%%

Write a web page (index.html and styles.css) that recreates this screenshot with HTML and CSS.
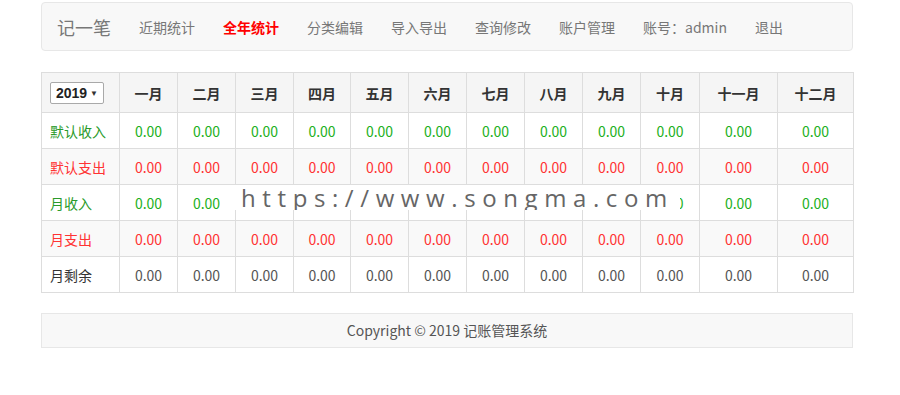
FILE: index.html
```html
<!DOCTYPE html>
<html lang="zh">
<head>
<meta charset="utf-8">
<title>记一笔 - 全年统计</title>
<link rel="stylesheet" href="styles.css">
</head>
<body>
<div class="page">
  <nav class="navbar">
    <span class="brand">记一笔</span>
    <a class="nav-item">近期统计</a>
    <a class="nav-item active">全年统计</a>
    <a class="nav-item">分类编辑</a>
    <a class="nav-item">导入导出</a>
    <a class="nav-item">查询修改</a>
    <a class="nav-item">账户管理</a>
    <a class="nav-item">账号：admin</a>
    <a class="nav-item">退出</a>
  </nav>

  <div class="table-wrap">
    <table class="stats">
      <colgroup>
        <col class="c-first"><col class="c-m"><col class="c-m"><col class="c-m"><col class="c-m57"><col class="c-m"><col class="c-m"><col class="c-m"><col class="c-m"><col class="c-m"><col class="c-m59"><col class="c-first"><col class="c-last">
      </colgroup>
      <thead>
        <tr>
          <th class="label"><span class="select">2019 <i class="caret">▼</i></span></th>
          <th>一月</th><th>二月</th><th>三月</th><th>四月</th><th>五月</th><th>六月</th><th>七月</th><th>八月</th><th>九月</th><th>十月</th><th>十一月</th><th>十二月</th>
        </tr>
      </thead>
      <tbody>
        <tr class="green">
          <td class="label">默认收入</td>
          <td>0.00</td><td>0.00</td><td>0.00</td><td>0.00</td><td>0.00</td><td>0.00</td><td>0.00</td><td>0.00</td><td>0.00</td><td>0.00</td><td>0.00</td><td>0.00</td>
        </tr>
        <tr class="red odd">
          <td class="label">默认支出</td>
          <td>0.00</td><td>0.00</td><td>0.00</td><td>0.00</td><td>0.00</td><td>0.00</td><td>0.00</td><td>0.00</td><td>0.00</td><td>0.00</td><td>0.00</td><td>0.00</td>
        </tr>
        <tr class="green">
          <td class="label">月收入</td>
          <td>0.00</td><td>0.00</td><td>0.00</td><td>0.00</td><td>0.00</td><td>0.00</td><td>0.00</td><td>0.00</td><td>0.00</td><td>0.00</td><td>0.00</td><td>0.00</td>
        </tr>
        <tr class="red odd">
          <td class="label">月支出</td>
          <td>0.00</td><td>0.00</td><td>0.00</td><td>0.00</td><td>0.00</td><td>0.00</td><td>0.00</td><td>0.00</td><td>0.00</td><td>0.00</td><td>0.00</td><td>0.00</td>
        </tr>
        <tr class="plain">
          <td class="label">月剩余</td>
          <td>0.00</td><td>0.00</td><td>0.00</td><td>0.00</td><td>0.00</td><td>0.00</td><td>0.00</td><td>0.00</td><td>0.00</td><td>0.00</td><td>0.00</td><td>0.00</td>
        </tr>
      </tbody>
    </table>
    <div class="watermark">https://www.songma.com</div>
  </div>

  <footer class="footer">Copyright © 2019 记账管理系统</footer>
</div>
</body>
</html>
```

FILE: styles.css
```css
html, body {
  margin: 0;
  padding: 0;
  background: #fff;
}

body {
  font-family: "Noto Sans CJK SC", sans-serif;
  font-size: 14px;
  color: #333;
}

.page {
  width: 812px;
  padding: 2px 0 0 41px;
}

.navbar {
  display: flex;
  align-items: center;
  height: 47px;
  background: #f8f8f8;
  border: 1px solid #e7e7e7;
  border-radius: 4px;
  padding-left: 15px;
}

.brand {
  font-size: 18px;
  color: #777;
  margin-right: 14px;
}

.nav-item {
  font-size: 14px;
  color: #777;
  padding: 0 14px;
  cursor: pointer;
}

.nav-item.active {
  color: #f00;
  font-weight: bold;
}

.table-wrap {
  position: relative;
  margin-top: 21px;
}

.stats {
  width: 812px;
  table-layout: fixed;
  border-collapse: collapse;
}

.c-first { width: 78px; }
.c-m { width: 58px; }
.c-m57 { width: 57px; }
.c-m59 { width: 59px; }
.c-last { width: 76px; }

.stats th, .stats td {
  border: 1px solid #ddd;
  text-align: center;
  padding: 0 4px;
  white-space: nowrap;
}

.stats thead tr {
  height: 40px;
  background: #f5f5f5;
}

.stats th {
  font-weight: bold;
  color: #333;
}

.stats tbody tr {
  height: 36px;
}

.stats tbody tr.odd {
  background: #f9f9f9;
}

.stats .label {
  text-align: left;
  padding-left: 8px;
}

.green td { color: #22b022; }
.green td.label { color: #2a9a2a; }
.red td { color: #ff3333; }
.red td.label { color: #f33; }
.plain td { color: #555; }
.plain td.label { color: #333; }

.select {
  display: inline-flex;
  align-items: center;
  justify-content: space-between;
  box-sizing: border-box;
  width: 54px;
  height: 22px;
  padding: 0 5px;
  background: #fff;
  border: 1px solid #a9a9a9;
  border-radius: 2px;
  font-family: "Liberation Sans", sans-serif;
  font-size: 14px;
  font-weight: bold;
  color: #222;
  vertical-align: middle;
}

.caret {
  font-style: normal;
  font-size: 8px;
  font-weight: normal;
  color: #333;
}

.watermark {
  position: absolute;
  left: 194px;
  top: 113px;
  width: 445px;
  height: 25px;
  background: #fff;
  font-family: "Open Sans", sans-serif;
  font-size: 24px;
  line-height: 25px;
  letter-spacing: 6.6px;
  color: #666;
  padding-left: 6px;
  box-sizing: border-box;
  white-space: nowrap;
  overflow: hidden;
}

.footer {
  margin-top: 20px;
  height: 33px;
  line-height: 33px;
  background: #f8f8f8;
  border: 1px solid #e7e7e7;
  text-align: center;
  font-size: 14px;
  color: #555;
}
```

%%

*Task instructions*: From the listing, extract all text exactly as given and drop any picture.

*Response*:
Write a web page (index.html and styles.css) that recreates this screenshot with HTML and CSS.
FILE: index.html
```html
<!DOCTYPE html>
<html lang="zh">
<head>
<meta charset="utf-8">
<title>记一笔 - 全年统计</title>
<link rel="stylesheet" href="styles.css">
</head>
<body>
<div class="page">
  <nav class="navbar">
    <span class="brand">记一笔</span>
    <a class="nav-item">近期统计</a>
    <a class="nav-item active">全年统计</a>
    <a class="nav-item">分类编辑</a>
    <a class="nav-item">导入导出</a>
    <a class="nav-item">查询修改</a>
    <a class="nav-item">账户管理</a>
    <a class="nav-item">账号：admin</a>
    <a class="nav-item">退出</a>
  </nav>

  <div class="table-wrap">
    <table class="stats">
      <colgroup>
        <col class="c-first"><col class="c-m"><col class="c-m"><col class="c-m"><col class="c-m57"><col class="c-m"><col class="c-m"><col class="c-m"><col class="c-m"><col class="c-m"><col class="c-m59"><col class="c-first"><col class="c-last">
      </colgroup>
      <thead>
        <tr>
          <th class="label"><span class="select">2019 <i class="caret">▼</i></span></th>
          <th>一月</th><th>二月</th><th>三月</th><th>四月</th><th>五月</th><th>六月</th><th>七月</th><th>八月</th><th>九月</th><th>十月</th><th>十一月</th><th>十二月</th>
        </tr>
      </thead>
      <tbody>
        <tr class="green">
          <td class="label">默认收入</td>
          <td>0.00</td><td>0.00</td><td>0.00</td><td>0.00</td><td>0.00</td><td>0.00</td><td>0.00</td><td>0.00</td><td>0.00</td><td>0.00</td><td>0.00</td><td>0.00</td>
        </tr>
        <tr class="red odd">
          <td class="label">默认支出</td>
          <td>0.00</td><td>0.00</td><td>0.00</td><td>0.00</td><td>0.00</td><td>0.00</td><td>0.00</td><td>0.00</td><td>0.00</td><td>0.00</td><td>0.00</td><td>0.00</td>
        </tr>
        <tr class="green">
          <td class="label">月收入</td>
          <td>0.00</td><td>0.00</td><td>0.00</td><td>0.00</td><td>0.00</td><td>0.00</td><td>0.00</td><td>0.00</td><td>0.00</td><td>0.00</td><td>0.00</td><td>0.00</td>
        </tr>
        <tr class="red odd">
          <td class="label">月支出</td>
          <td>0.00</td><td>0.00</td><td>0.00</td><td>0.00</td><td>0.00</td><td>0.00</td><td>0.00</td><td>0.00</td><td>0.00</td><td>0.00</td><td>0.00</td><td>0.00</td>
        </tr>
        <tr class="plain">
          <td class="label">月剩余</td>
          <td>0.00</td><td>0.00</td><td>0.00</td><td>0.00</td><td>0.00</td><td>0.00</td><td>0.00</td><td>0.00</td><td>0.00</td><td>0.00</td><td>0.00</td><td>0.00</td>
        </tr>
      </tbody>
    </table>
    <div class="watermark">https://www.songma.com</div>
  </div>

  <footer class="footer">Copyright © 2019 记账管理系统</footer>
</div>
</body>
</html>
```

FILE: styles.css
```css
html, body {
  margin: 0;
  padding: 0;
  background: #fff;
}

body {
  font-family: "Noto Sans CJK SC", sans-serif;
  font-size: 14px;
  color: #333;
}

.page {
  width: 812px;
  padding: 2px 0 0 41px;
}

.navbar {
  display: flex;
  align-items: center;
  height: 47px;
  background: #f8f8f8;
  border: 1px solid #e7e7e7;
  border-radius: 4px;
  padding-left: 15px;
}

.brand {
  font-size: 18px;
  color: #777;
  margin-right: 14px;
}

.nav-item {
  font-size: 14px;
  color: #777;
  padding: 0 14px;
  cursor: pointer;
}

.nav-item.active {
  color: #f00;
  font-weight: bold;
}

.table-wrap {
  position: relative;
  margin-top: 21px;
}

.stats {
  width: 812px;
  table-layout: fixed;
  border-collapse: collapse;
}

.c-first { width: 78px; }
.c-m { width: 58px; }
.c-m57 { width: 57px; }
.c-m59 { width: 59px; }
.c-last { width: 76px; }

.stats th, .stats td {
  border: 1px solid #ddd;
  text-align: center;
  padding: 0 4px;
  white-space: nowrap;
}

.stats thead tr {
  height: 40px;
  background: #f5f5f5;
}

.stats th {
  font-weight: bold;
  color: #333;
}

.stats tbody tr {
  height: 36px;
}

.stats tbody tr.odd {
  background: #f9f9f9;
}

.stats .label {
  text-align: left;
  padding-left: 8px;
}

.green td { color: #22b022; }
.green td.label { color: #2a9a2a; }
.red td { color: #ff3333; }
.red td.label { color: #f33; }
.plain td { color: #555; }
.plain td.label { color: #333; }

.select {
  display: inline-flex;
  align-items: center;
  justify-content: space-between;
  box-sizing: border-box;
  width: 54px;
  height: 22px;
  padding: 0 5px;
  background: #fff;
  border: 1px solid #a9a9a9;
  border-radius: 2px;
  font-family: "Liberation Sans", sans-serif;
  font-size: 14px;
  font-weight: bold;
  color: #222;
  vertical-align: middle;
}

.caret {
  font-style: normal;
  font-size: 8px;
  font-weight: normal;
  color: #333;
}

.watermark {
  position: absolute;
  left: 194px;
  top: 113px;
  width: 445px;
  height: 25px;
  background: #fff;
  font-family: "Open Sans", sans-serif;
  font-size: 24px;
  line-height: 25px;
  letter-spacing: 6.6px;
  color: #666;
  padding-left: 6px;
  box-sizing: border-box;
  white-space: nowrap;
  overflow: hidden;
}

.footer {
  margin-top: 20px;
  height: 33px;
  line-height: 33px;
  background: #f8f8f8;
  border: 1px solid #e7e7e7;
  text-align: center;
  font-size: 14px;
  color: #555;
}
```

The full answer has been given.